One way to build an island in the torrent of information that rushes by us every day is to name things and practice seeing them the same way. Another is just to be anxious all the time, so that we are ready for catastrophe. Most of us choose not to look too closely, while there’s business to take care of. Still, it’s impossible to be one person for a lifetime without having faith in something.

To me, faith is the answer, but not in the way that first comes to mind. Faith is not Hope.

I have found that the way to go is not to have faith in Someday, Somewhere, but to be faithful now … right now … to this moment. Be faithful to the urge to be yourself. Be faithful to what is flowing from the heart. Like water is faithful to gravity, like seeds are faithful to the seasons, I am learning to be faithful to who I am.

Faith is not an awesome, life-time effort to reach Heaven. Faith is feeling the integrity between one moment and the next. It is perception of a pattern that is unique because it includes a place for the observer. Faith is acting in accord with intentions. Faith is meaning what I say, being true to my word. Faith, I can practice at every moment, expressing what I believe to be true. Faith brings me out into the world. Now.
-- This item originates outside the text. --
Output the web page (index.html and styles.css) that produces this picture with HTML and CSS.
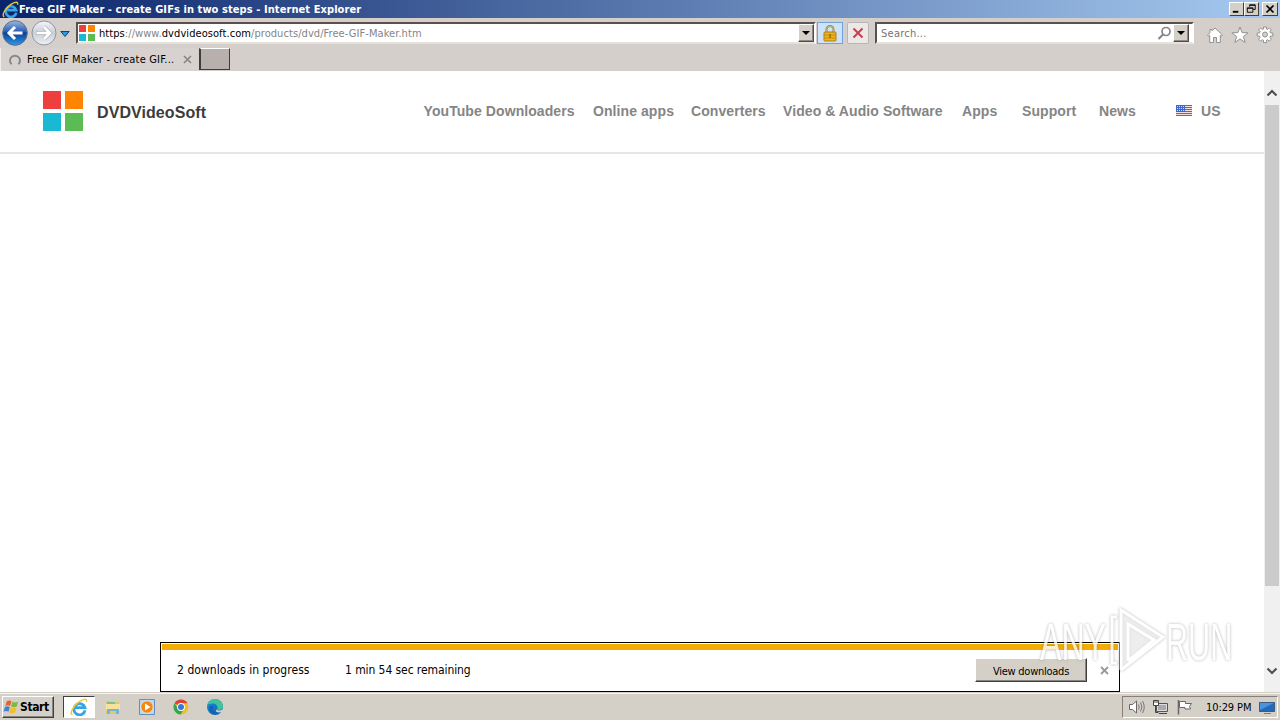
FILE: index.html
```html
<!DOCTYPE html>
<html lang="en">
<head>
<meta charset="utf-8">
<title>Free GIF Maker - create GIFs in two steps</title>
<link rel="stylesheet" href="styles.css">
</head>
<body>
<svg width="0" height="0" class="defs">
  <defs>
    <linearGradient id="blue" x1="0" y1="0" x2="0" y2="1"><stop offset="0" stop-color="#9db9df"/><stop offset=".42" stop-color="#2f63b5"/><stop offset=".5" stop-color="#0c3f98"/><stop offset="1" stop-color="#2f9be6"/></linearGradient>
    <linearGradient id="pale" x1="0" y1="0" x2="0" y2="1"><stop offset="0" stop-color="#f4f5f8"/><stop offset=".5" stop-color="#c9ced8"/><stop offset="1" stop-color="#eef1f5"/></linearGradient>
    <linearGradient id="edgeg" x1="0" y1="0" x2="1" y2="1"><stop offset="0" stop-color="#1c8fdc"/><stop offset="1" stop-color="#0b5cad"/></linearGradient>
    <symbol id="ie" viewBox="0 0 16 16">
      <path d="M13.400 11A5 5 0 1 1 13.300 8.600H5" fill="none" stroke="#38a4e4" stroke-width="2.500"/>
      <path d="M2.200 14.800C-.8 14.500 2.500 7.200 8 3.400 12.500.3 15.600.4 14.600 3.600" fill="none" stroke="#f3c52f" stroke-width="1.300"/>
    </symbol>
  </defs>
</svg>
<div class="window">
  <header class="titlebar">
    <svg class="title-icon" width="17" height="17"><use href="#ie"/></svg>
    <span class="title-text">Free GIF Maker - create GIFs in two steps - Internet Explorer</span>
    <div class="win-buttons">
      <svg class="wb" viewBox="0 0 14 12"><path d="M3 9h6" stroke="#000" stroke-width="2"/></svg>
      <svg class="wb" viewBox="0 0 14 12"><path d="M5 3.500v-2h6v5H9M5 2h6M2.500 5v4.500h6V5zM2 5h7" fill="none" stroke="#000"/></svg>
      <svg class="wb last" viewBox="0 0 14 12"><path d="M3.500 2.500l7 7m0-7l-7 7" stroke="#000" stroke-width="1.700"/></svg>
    </div>
  </header>

  <div class="toolbar">
    <svg class="back" width="26" height="26" viewBox="0 0 26 26"><circle cx="13" cy="13" r="12.300" fill="url(#blue)" stroke="#5b6f92"/><path d="M20.500 13H7m6-6l-6 6 6 6" fill="none" stroke="#fff" stroke-width="3"/></svg>
    <svg class="forward" width="26" height="26" viewBox="0 0 26 26"><circle cx="13" cy="13" r="12" fill="url(#pale)" stroke="#8e94a0"/><path d="M5 13h14m-6-6l6 6-6 6" fill="none" stroke="#aeb2ba" stroke-width="4"/><path d="M5.500 13H19m-6-6l6 6-6 6" fill="none" stroke="#fff" stroke-width="2.600"/></svg>
    <svg class="history" width="10" height="8" viewBox="0 0 10 8"><path d="M.8 1.500h8.400L5 6.500z" fill="#2b9be0" stroke="#17416f"/></svg>
    <div class="address">
      <div class="favicon"><i class="red"></i><i class="orange"></i><i class="cyan"></i><i class="green"></i></div>
      <span class="url"><b>https</b>://www.<b>dvdvideosoft.com</b>/products/dvd/Free-GIF-Maker.htm</span>
      <div class="drop"></div>
    </div>
    <div class="lock"><svg width="14" height="17" viewBox="0 0 14 17"><path d="M3.500 8V4.500a3.500 3.500 0 0 1 7 0V8" fill="none" stroke="#8d8147" stroke-width="2"/><path d="M3.500 7V4.500a3.500 3.500 0 0 1 7 0V7" fill="none" stroke="#d8cf9a" stroke-width=".7"/><rect x="1" y="7" width="12" height="9" rx="1" fill="#edb51c" stroke="#ae7c12"/><path d="M1.500 10h11m-11 3h11" stroke="#c78a0d"/><path d="M7 9v4" stroke="#875d08" stroke-width="1.200"/></svg></div>
    <div class="stop"><svg width="12" height="12" viewBox="0 0 12 12"><path d="M1.500 1.500L10.500 10.500M10.500 1.500L1.500 10.500" stroke="#c6424b" stroke-width="2"/></svg></div>
    <div class="search"><span>Search...</span>
      <svg width="15" height="15" viewBox="0 0 15 15"><circle cx="9" cy="5.500" r="4" fill="none" stroke="#85858a" stroke-width="1.700"/><path d="M6 8.500L1.500 13" stroke="#85858a" stroke-width="2.200"/></svg>
      <div class="drop"></div>
    </div>
    <div class="tools">
      <svg width="18" height="18" viewBox="0 0 18 18"><path d="M9 2l7.500 7-1 1.200-1.200-1V16.500h-3.800v-5h-3v5H3.700V9.200l-1.200 1L1.500 9 4 6.700V3.500h2v1.300z" fill="#fff" stroke="#929292"/></svg>
      <svg width="18" height="18" viewBox="0 0 18 18"><path d="M9 1l2.100 5.600 6 .2-4.700 3.700 1.700 5.900L9 13l-5.100 3.400 1.700-5.900L.9 6.800l6-.2z" fill="#fff" stroke="#929292"/></svg>
      <svg width="18" height="18" viewBox="0 0 18 18"><path d="M7.500 1h3v2l1.200.5 1.600-1.600 2 2L13.900 5.600l.6 1.400h2.300v3h-2.300l-.6 1.500 1.500 1.600-2.100 2.100-1.600-1.500-1.200.6v2.300h-3v-2.300l-1.300-.6-1.600 1.500-2-2.100L4.100 11.500 3.500 10H1.200V7h2.300l.6-1.400-1.500-1.700 2-2 1.600 1.600L7.500 3z" fill="#fff" stroke="#929292"/><circle cx="9" cy="8.500" r="2.500" fill="#d4d0c8" stroke="#929292"/></svg>
    </div>
  </div>

  <div class="tabs">
    <div class="tab">
      <svg width="14" height="14" viewBox="0 0 14 14"><path d="M3.600 11.300A5 5 0 1 1 10.400 11.300" fill="none" stroke="#888" stroke-width="2"/></svg>
      <span>Free GIF Maker - create GIF...</span>
      <svg width="9" height="9" viewBox="0 0 9 9"><path d="M1 1l7 7m0-7L1 8" stroke="#858585" stroke-width="1.600"/></svg>
    </div>
    <div class="new-tab"></div>
  </div>

  <div class="viewport">
    <main class="page">
      <div class="site-header">
        <div class="logo"><i class="red"></i><i class="orange"></i><i class="cyan"></i><i class="green"></i></div>
        <span class="brand">DVDVideoSoft</span>
        <nav>
          <a>YouTube Downloaders</a><a>Online apps</a><a>Converters</a><a>Video &amp; Audio Software</a><a>Apps</a><a>Support</a><a>News</a>
          <svg class="flag" width="16" height="11" viewBox="0 0 16 11"><path fill="#f4dede" d="M0 0h16v11H0z"/><path d="M8 .5h8M8 2.500h8M8 4.500h8M0 6.500h16M0 8.500h16M0 10.500h16" stroke="#d3453b" stroke-width="1.100"/><path fill="#3b68c9" d="M0 0h9v7H0z"/><path d="M1 1.500h8M1 3.500h8M1 5.500h8" stroke="#cfdcff" stroke-dasharray="1 1"/></svg>
          <a>US</a>
        </nav>
      </div>
    </main>
    <aside class="scrollbar">
      <svg width="12" height="8" viewBox="0 0 12 8"><path d="M1.500 6.500L6 2l4.500 4.500" fill="none" stroke="#505050" stroke-width="2.200"/></svg>
      <div class="thumb"></div>
      <svg class="down" width="12" height="8" viewBox="0 0 12 8"><path d="M1.500 1.500L6 6l4.500-4.500" fill="none" stroke="#505050" stroke-width="2.200"/></svg>
    </aside>
    <section class="downloads">
      <div class="strip"></div>
      <div class="download-row">
        <span class="count">2 downloads in progress</span>
        <span class="remaining">1 min 54 sec remaining</span>
        <button><span>View downloads</span></button>
        <svg width="9" height="9" viewBox="0 0 9 9"><path d="M1 1l7 7m0-7L1 8" stroke="#999" stroke-width="1.800"/></svg>
      </div>
    </section>
    <svg class="watermark" width="210" height="76" viewBox="0 0 210 76">
      <text transform="translate(6 55.500) scale(.63 1)">ANY</text>
      <text transform="translate(132 55.500) scale(.6 1)">RUN</text>
      <path class="play" d="M87 6L129 33 87 66z"/>
      <path class="lines" d="M83 13h-5v46h5M87 66V6l42 27-42 33M94 57V20l26 16-26 21"/>
    </svg>
  </div>

  <footer class="taskbar">
    <div class="start">
      <svg width="17" height="16" viewBox="0 0 18 16"><path d="M4 2q3-2 5 0L7.500 7Q5 5.500 2.500 7z" fill="#e8602c"/><path d="M10 2.500q3 1.800 6-.2L14.500 7.500q-3 1.500-6 0z" fill="#7eb83d"/><path d="M2 8q3-1.500 5.200.2L5.800 13Q3 11.500.6 13z" fill="#3f83d0"/><path d="M8 8.500q3 1.500 6.200 0L12.700 13.700q-3 1.500-6 0z" fill="#f3bd28"/></svg>
      <span>Start</span>
    </div>
    <div class="task-active"><svg width="18" height="18"><use href="#ie"/></svg></div>
    <div class="pinned">
      <svg width="18" height="18" viewBox="0 0 18 18"><path d="M2 3h5l1 1h7v12H2z" fill="#e5c668"/><path d="M3 4h8v3H3z" fill="#7cc484"/><path d="M2 6h14v6H2z" fill="#f5e39c"/><path d="M3 16v-5h12v5h-3v-3H6v3z" fill="#74b5d5"/></svg>
      <svg width="18" height="18" viewBox="0 0 18 18"><path d="M1.500 1.500h15v15h-15z" fill="#b9d7f0" stroke="#5e91bf"/><circle cx="9" cy="9" r="6.200" fill="#f28716" stroke="#fff" stroke-width=".6"/><path d="M7 5.500v7l5.500-3.500z" fill="#fff"/></svg>
      <svg width="18" height="18" viewBox="0 0 18 18"><circle cx="9" cy="9" r="7.500" fill="#eebf2c"/><path d="M9 9L2.500 5.250A7.500 7.500 0 0 1 15.500 5.250H9z" fill="#df4036"/><path d="M2.500 5.250A7.500 7.500 0 0 0 8.800 16.500L12 10.500H6z" fill="#38a353"/><circle cx="9" cy="9" r="3.900" fill="#fff"/><circle cx="9" cy="9" r="3" fill="#3478dc"/></svg>
      <svg width="18" height="18" viewBox="0 0 18 18"><circle cx="9" cy="9" r="8" fill="url(#edgeg)"/><path d="M1.300 7A8 8 0 0 1 17 8.500c0 3-3 4-6 3 1-1.500.6-5.500-3.500-6C4.500 5.100 2.500 6 1.300 7z" fill="#42c49b"/><path d="M10 11.500q3 2.300 7-.5v2.500q-4 2-7 0z" fill="#d4d0c8"/><path d="M7 8q-2 5 4 8Q4 17 3 10q1-3 4-2z" fill="#1261b3"/></svg>
    </div>
    <div class="tray">
      <svg width="18" height="16" viewBox="0 0 18 16"><path d="M1.500 5.500h3l4-3.500v12l-4-3.500h-3z" fill="#fff" stroke="#666"/><path d="M10.500 5.500q1.500 2.500 0 5m2-7q3 4.500 0 9m2-10.500q3.500 6 0 12" fill="none" stroke="#777"/></svg>
      <svg width="18" height="16" viewBox="0 0 18 16"><path d="M4.500 4.500h11v8h-11z" fill="#ddd" stroke="#555"/><path d="M6 6h8v5H6z" fill="#aaa"/><path d="M7 14.500h8" stroke="#444"/><path d="M1.500 1.500h5v5h-5z" fill="#fff" stroke="#444"/><path d="M3 1v3m2-3v3M3.500 7v6.500h3" fill="none" stroke="#444"/></svg>
      <svg width="18" height="16" viewBox="0 0 18 16"><path d="M2.500 1v14.500" stroke="#666" stroke-width="1.500"/><path d="M3.500 2.500h6v2h6l-2 3 1 2.500H9V8.500H3.500z" fill="#fff" stroke="#666"/></svg>
      <time>10:29 PM</time>
      <svg width="16" height="15" viewBox="0 0 16 15"><path d="M.5 2.500h15v9H.5z" fill="#2968b8" stroke="#385d87"/><path d="M1 3h14L1 10z" fill="#4a93dd"/><path d="M5 13.500h7" stroke="#5f82a5"/></svg>
    </div>
  </footer>
</div>
</body>
</html>
```
FILE: styles.css
```css
* { box-sizing: border-box; }
body { margin: 0; background: #d4cfca; font: 11px "DejaVu Sans Condensed", "DejaVu Sans", sans-serif; color: #000; overflow: hidden; }
svg { display: block; flex: none; }
.defs { position: absolute; }
span, time { white-space: nowrap; }
.window { width: 1280px; height: 720px; display: flex; flex-direction: column; }
.red { background: #ef3e3e; }
.orange { background: #ff8500; }
.cyan { background: #19b9d3; }
.green { background: #5bbb54; }

.titlebar { height: 18px; display: flex; align-items: center; padding: 0 2px; background: linear-gradient(90deg, #0a246a, #a6caf0); color: #fff; }
.title-text { font-weight: bold; letter-spacing: 0.08px; }
.win-buttons { margin-left: auto; display: flex; }
.wb { width: 15px; height: 14px; background: #d4d0c8; border: 1px solid; border-color: #fff #404040 #404040 #fff; }
.wb.last { margin-left: 3px; width: 16px; }

.toolbar { height: 30px; display: flex; align-items: flex-start; padding: 2px 0 0 2px; }
.forward { margin-left: 3px; }
.history { margin: 10px 0 0 3px; }
.address, .search { height: 22px; margin-top: 2px; display: flex; align-items: center; background: #fff; border: 2px solid; border-color: #5a504c #fff #e7e1dc #5a504c; }
.address { width: 740px; margin-left: 6px; }
.favicon { width: 16px; height: 16px; display: grid; grid-template-columns: 7px 7px; grid-template-rows: 7px 7px; gap: 2px; margin-left: 1px; }
.url { margin-left: 4px; color: #858585; letter-spacing: 0.07px; }
.url b { font-weight: normal; color: #000; }
.drop { width: 16px; height: 18px; margin-left: auto; background: #d4d0c8; border: 1px solid; border-color: #fff #504c48 #504c48 #fff; box-shadow: inset -1px -1px #8e8a84; display: flex; align-items: center; justify-content: center; }
.drop::after { content: ""; border: 4px solid transparent; border-top-color: #000; border-bottom: 0; }
.lock { width: 26px; height: 22px; margin: 2px 0 0 1px; display: flex; align-items: center; justify-content: center; background: #cfe2f8; border: 1px solid #6fa3de; }
.stop { width: 22px; height: 22px; margin: 2px 0 0 4px; display: flex; align-items: center; justify-content: center; background: #ebe8e8; border: 1px solid #b9b6b5; border-radius: 2px; }
.search { width: 319px; margin-left: 6px; padding: 0 3px 0 4px; color: #757575; letter-spacing: 0.25px; }
.search svg { margin-left: auto; }
.search .drop { margin-left: 1px; }
.tools { display: flex; gap: 7px; margin: 6px 0 0 12px; }

.tabs { height: 23px; display: flex; }
.tab { width: 198px; height: 23px; display: flex; align-items: center; padding-left: 7px; background: #d7d2cf; border-left: 1px solid #eee; }
.tab span { width: 153px; margin-left: 5px; padding-bottom: 1px; letter-spacing: 0.18px; }
.tab svg:last-child { margin-left: 3px; }
.new-tab { width: 31px; height: 22px; margin-left: 1px; background: #b8b0ad; border: 1px solid #403c3a; border-left-width: 2px; border-top-color: #fff; }

.viewport { position: relative; height: 621px; display: flex; background: #fff; }
.page { width: 1264px; }
.site-header { height: 83px; display: flex; padding: 20px 0 0 43px; border-bottom: 2px solid #e6e6e6; font-family: "Liberation Sans", Arial, sans-serif; font-weight: bold; }
.logo { width: 40px; height: 40px; display: grid; grid-template-columns: 18px 18px; grid-template-rows: 18px 18px; gap: 4px; }
.brand { width: 327px; padding-left: 14px; font-size: 16px; line-height: 43px; letter-spacing: 0.08px; color: #3c3c3c; }
.site-header nav { display: grid; grid-template-columns: 169.500px 98px 92px 179px 60px 77px 77px 25px 40px; margin-left: 13.500px; height: 40px; font-size: 14px; line-height: 40px; letter-spacing: 0.08px; color: #858585; white-space: nowrap; }
.flag { margin-top: 14px; }
.scrollbar { width: 16px; background: #f0f0f0; display: flex; flex-direction: column; align-items: center; padding: 18px 0 17px; }
.thumb { width: 14px; height: 481px; margin-top: 8px; background: #cbcbcb; }
.down { margin-top: auto; }

/* Notification docked over the bottom of the page */
.downloads { position: absolute; left: 160px; bottom: 0; width: 960px; height: 50px; background: #fff; border: 1px solid #000; padding: 1px; }
.strip { height: 6px; background: #f5ad05; }
.download-row { height: 40px; display: flex; align-items: center; padding-left: 15px; font-size: 12px; }
.count { width: 168px; letter-spacing: 0.05px; }
.remaining { width: 630px; letter-spacing: -0.08px; }
.downloads button { width: 112px; height: 24px; padding: 2px 0 0; background: #d4d0c8; border: 1px solid; border-color: #fff #404040 #404040 #fff; box-shadow: inset -1px -1px #88847f; font: 11px "DejaVu Sans Condensed", sans-serif; letter-spacing: -0.25px; color: #000; }
.download-row svg { margin-left: 13px; }
.watermark { position: absolute; left: 1034px; top: 533px; overflow: visible; font: 51px "Liberation Sans", sans-serif; fill: #fff; opacity: .8; filter: drop-shadow(0 0 1.500px rgba(90, 90, 90, .55)); }
.play { fill: #fff; fill-opacity: .55; }
.lines { fill: none; stroke: #fff; stroke-width: 3; }

.taskbar { height: 28px; display: flex; align-items: flex-start; background: #d4d0c8; border-top: 1px solid #d4d0c8; box-shadow: inset 0 1px #f6f4ef; padding: 3px 2px 0; }
.start { width: 52px; height: 22px; display: flex; align-items: center; border: 1px solid; border-color: #fff #404040 #404040 #fff; box-shadow: inset -1px -1px #88847f; font-weight: bold; font-size: 12px; letter-spacing: -0.4px; }
.task-active { width: 32px; height: 22px; margin-left: 9px; background: #fff; border: 1px solid; border-color: #404040 #fff #fff #404040; display: flex; align-items: center; justify-content: center; }
.pinned { display: flex; gap: 16px; margin: 2px 0 0 9px; }
.tray { width: 156px; height: 22px; margin-left: auto; display: flex; align-items: center; padding-left: 5px; border: 1px solid; border-color: #858079 #fff #fff #858079; }
.tray svg + svg { margin-left: 6px; }
.tray time { width: 49px; margin-left: 12px; letter-spacing: -0.1px; }
.tray time + svg { margin-left: 4px; }
```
Sometimes I don’t know if something is true or not, until I say it. I’m not proud of that, but that’s the way it is. Thoughts left alone in my head gain grandeur quickly. To me, that’s what words (and friends) are for … to refine our experience. It’s a mistake to use words to box up experience and keep it for a rainy day.

Faith is a bridge between the senses. A diligent observer begins to see shapes in the frequencies that draft the probabilities. The waves that lap at the edge of awareness seem to have a direction … but they also flow where you look. A belief is an attempt to keep them there when you look away. Faith is the assumption that I am part of the flow. I don’t have to stop and look. I don’t have to keep anything.

There is more going on in life than meets the eye. Anyone who has been through it knows that. After a while, each of us has had a chance to catch a glimpse. The question becomes, how do we get between the peeks?

The answer is that peaks and valleys are the ways things work in this world. There is no one without the other. If you’re someone like me, you sometimes struggle against that situation. Ups and downs are a pain in the ass. Nevertheless, if I want to feel something, I have to not-feel something else. If I want to think something, I have to not-think something else. If I want to be something …. That is the way this world works.

My own faith is in the experience of a background to all this, out of which what we collect with our limited senses emerges. I was led to this in a practical way …. Learning over the years how words are draped over reality to make it useful. I am lucky enough to have had a handful of experiences I can’t explain that seem to be connected to something more than ‘me’ … at those times it was clear, I just had to have faith in how I felt at the time. There was no way to explain it. (Although I have trying ever since).

I realized, in my quiet moments, that I could let go of everything … not hold on at all … and I would still be there. I was more than I think I am … as cliché as that might sound. ‘I’ was open-ended. I was whatever was coming next. If that sort of thing happens too often, one can lose one’s bearings. But once in a while is heartening.

My own faith is that there’s really nothing to keep and nowhere to go. It’s all here now. We have conjured this all up. It will all pass. We have over-laid a completely made-up pattern on a universe that won’t sit still. That’s just my point of view. Each of us sees life in a unique way. To me, the energy wrapped up in beliefs matches the energy released by letting go. Not letting go takes little faith and requires serious habits to keep that energy in check. Letting go makes room for what is happening now.

If I am faithful to something, I am attaching myself to it, replicating its pattern in some way. In this manner, we are faithful to our upbringing and faithful to our intentions. One person alone can be faithful to his or her hopes and dreams but if we are to live together, our destiny must be to be faithful to our words. Once words lose their tenuous relationship with the truth, it is every perceiver for themselves. Which is where we find ourselves these days. It becomes a challenge to be faithful to my idea of me as words lose their meaning.

Pascal wrote that faith is like a wager – what do you have to lose? I am saying that faith is an experience, an intuition – a perception that comes with practice. It is a signal in the noise. There is a sense for when I am being true to myself. How can becoming myself not be the thing to do?

The reality that nothing is certain requires faith in something, to get from moment to moment, since nothing actually stays the same. The fact that some things are more probable than others suggests that we should pay attention to what appears to be going on, because everything is going somewhere. The first thing we do as babies is reach. As we grow, reaching also requires letting go. Faith is the only way from here to there, if we insist on going somewhere. There is a background to change, otherwise no difference would be noticed. Faith can reveal the slightest breeze in that background … the faintest whisper … of that which is behind everything. That place is not somewhere, one day. That place is Here. Now.